Overall in my opinion think we should revisit the decision to consider nightlies used by end-user, I feel use at your own risk is a better approach (as an example we would have had a couple of days of testing for group chats, and they would not have been disabled by the validation PR as the test team would have likely spotted that). But probably this is for another discussion.

I think if we are looking to get something out as soon as possible then best to start with a group chat framework which is as simple as possible. Something along the lines for our own use case, like everyone been an admin (that way we do not need to build add admin interface) and user are thrown into a chat group (don’t have to create a “join” page).

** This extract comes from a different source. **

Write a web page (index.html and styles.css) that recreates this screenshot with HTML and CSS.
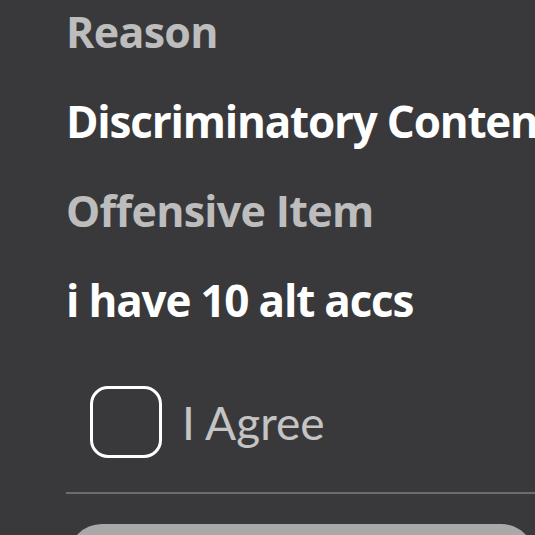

To add governance features to group chats, off the top of my head would require:

  • Some form of extension so that a user may create group chat governance policies/tools without having to dig into Status core code base.
  • Some form of notification service to let a user know they have been invited.
  • UI to cater to for implementing governance polices for a group chat.Both setting up the policies on creation of group and to executing policies to make a decisions in chat.
  • UI for joining a group chat.

A lot of these governance tools are on chain and will very likely be on some form of side chain in the near future (fingers crossed). Many governance tools depend on some token holding to manage rights or stake value.

A problem I foresee is the decoupling of wallet address/whisper key. It might mean the user loses privacy of their wallet holdings in order to participate in a private group chat which uses crypto-economic incentives/governance.

@Hester I’m keen to take this further, can start with research on existing chat apps and pulling in the smart contract guys for ideas on how to run decentralised governance policies in chat.